So, you have a completely solid, impenetrable  box with nothing in it. Not a single atom. Not a quark. Not a string. If I move that box a meter, does the nothing move with it?

It depends how you look at it.

That nothing is actually a part of space(time) and I do not think that that space(time) part of the Universe would be possible to move away from the position it possesses.

I think you can "glide" the empty box in Space (nothingness). Your box has it´s own space(extend) and time (age, time since it exists) which does not equals the age of the Space(Time) realm develops in 4 dimensions since the beginning and now we observe a part of it. 

If this box if moving, the original space it have been existing in will remain in position it occupies in proportion to every other space existing throughout the system 

The box will be in a "new" part of the universe when you moved it with the physical properties (emptiness) it already had have.
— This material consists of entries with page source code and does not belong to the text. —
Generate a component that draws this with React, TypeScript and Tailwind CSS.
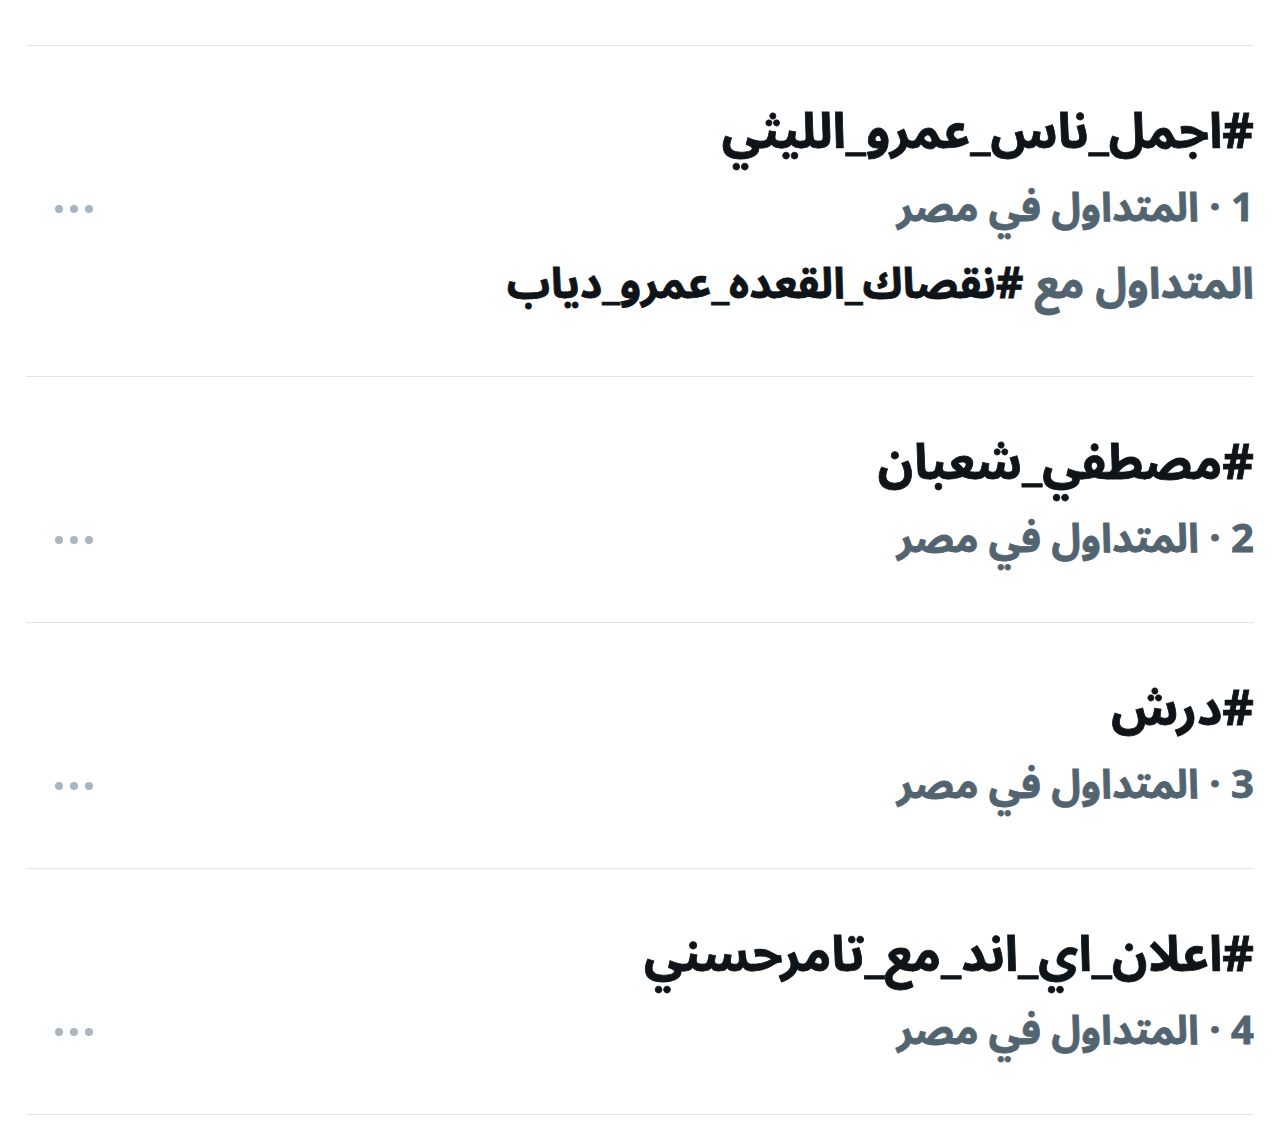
import React from "react";

interface Trend {
  rank: number;
  tag: string;
  with?: string;
}

const trends: Trend[] = [
  { rank: 1, tag: "#اجمل_ناس_عمرو_الليثي", with: "#نقصاك_القعده_عمرو_دياب" },
  { rank: 2, tag: "#مصطفي_شعبان" },
  { rank: 3, tag: "#درش" },
  { rank: 4, tag: "#اعلان_اي_اند_مع_تامرحسني" },
];

function Dots() {
  return (
    <div className="flex h-[76px] items-center gap-[7px]">
      <span className="h-[8px] w-[8px] rounded-full bg-[#a9b6c2]" />
      <span className="h-[8px] w-[8px] rounded-full bg-[#a9b6c2]" />
      <span className="h-[8px] w-[8px] rounded-full bg-[#a9b6c2]" />
    </div>
  );
}

export default function App() {
  return (
    <div
      dir="rtl"
      className="min-h-[1140px] w-[1280px] bg-white px-[26px] pt-[45px]"
      style={{ fontFamily: '"Noto Sans Arabic", "DejaVu Sans", sans-serif' }}
    >
      <div className="border-t border-[#dfe3e6]">
        {trends.map((t) => (
          <div
            key={t.rank}
            className="flex justify-between border-b border-[#dfe3e6] pb-[44px] pt-[49px]"
          >
            <div className="font-bold [-webkit-text-stroke:0.8px]">
              <div className="h-[76px] text-[49px] leading-[76px] text-[#0f1419]">{t.tag}</div>
              <div className="h-[76px] text-[40px] leading-[76px] text-[#536471]">
                {t.rank} · المتداول في مصر
              </div>
              {t.with && (
                <div className="mb-[9px] h-[76px] text-[43px] leading-[76px] text-[#536471]">
                  المتداول مع <span className="text-[#0f1419]">{t.with}</span>
                </div>
              )}
            </div>
            <div className="pl-[29px] pt-[76px]" dir="ltr">
              <Dots />
            </div>
          </div>
        ))}
      </div>
    </div>
  );
}
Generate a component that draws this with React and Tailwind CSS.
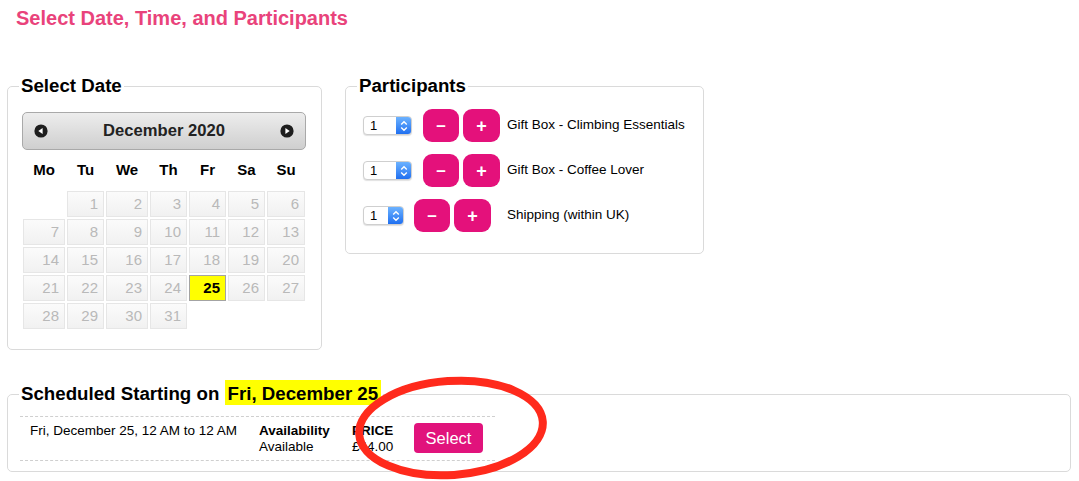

The box will occupy a different space then before which is a different emptiness(nothing) than in the first position. 

Space(Time) is the Universe without any kind of Energy and Matter. 

I think it is Universally true that every point of Space(Time) has a physical value of 0. Maybe its mathematical expression should maybe 0 as well, the 4D matrix(graph) develops since Time begun...

So I do not think anyone could change the fundamental fabric of Space(Time) just because we pull something in it.

The box will be empty in the new position as well, which I think supposed to be a different empty part of the Universe maintained by the box itself.  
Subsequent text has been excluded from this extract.